This is the mail archive of the
systemtap@sourceware.org
mailing list for the systemtap project.
Re: notify_page_fault() problem
On Mon, Apr 30, 2007 at 11:23:22PM +0200, Andi Kleen wrote:
Quentin Barnes <qbarnes@urbana.css.mot.com> writes:
Now on i386's do_page_fault(), it avoids the above infinite
recursion by checking to see if the fault happened in kernel space.
Actually the real avoidance is by calling vmalloc_sync_all() when
the notifier is registered. Probably you need to implement an equivalent
for ARM
Ah, okay.
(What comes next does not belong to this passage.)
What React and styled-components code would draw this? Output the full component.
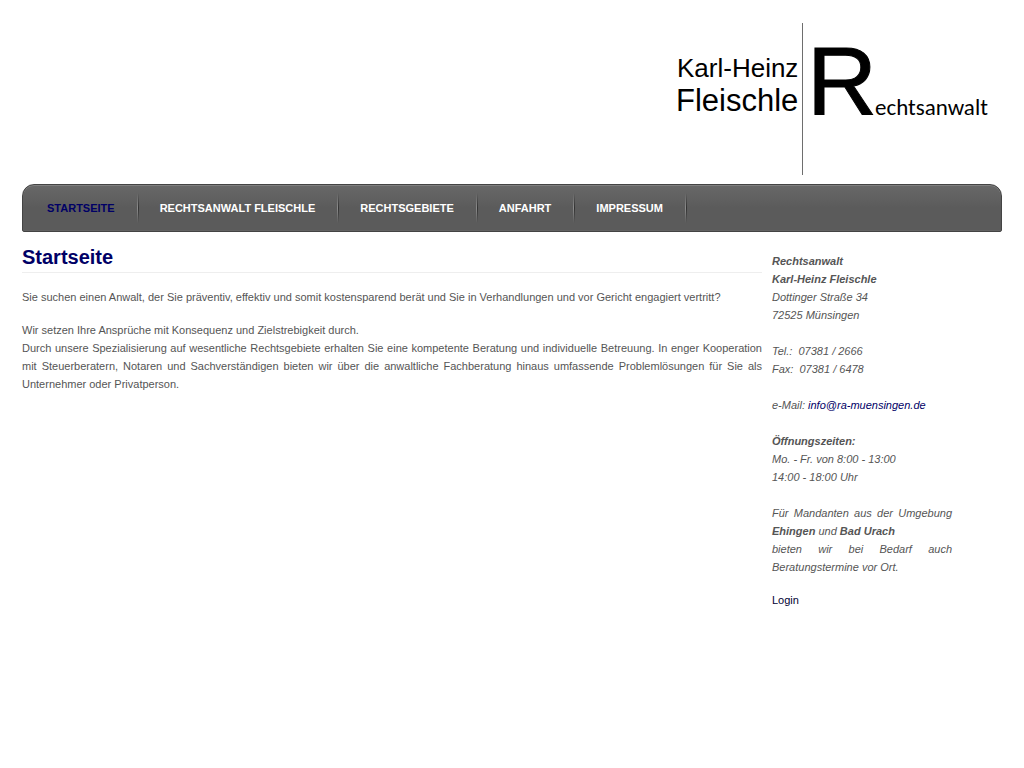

I see a call to vmalloc_sync_all() in
register_page_fault_notifier() which would also resolve this
problem and it was put in around 2.6.18.
However, vmalloc_sync_all() is i386 and x86_64 specific as well
as their change to register_page_fault_notifier(). I don't see
other platform doing anything else doing anything special in their
register_page_fault_notifier(). I have trouble believing that x86
and ARM are unique somehow with needing to address this problem.
Why doesn't anyone else hit this? Is it a lurking problem or are
there other fixes in other forms out there?
One thing I don't understand is why notify_page_fault() is called
so early in everyone's page fault handling code.
So that users like kprobes don't deadlock on a fault inside
a region that takes the mm_sem (or some other lock taken by pf)
I think I follow, but I'm not positive.
I would expect by the time the page fault control flow got through
all the expected cases and checked them all that those obtained
locks would be surrendered.
I guess part of the answer has to do with what people's expectations
are for intercepting faults with their kprobes fault handler though.
-Andi
Quentin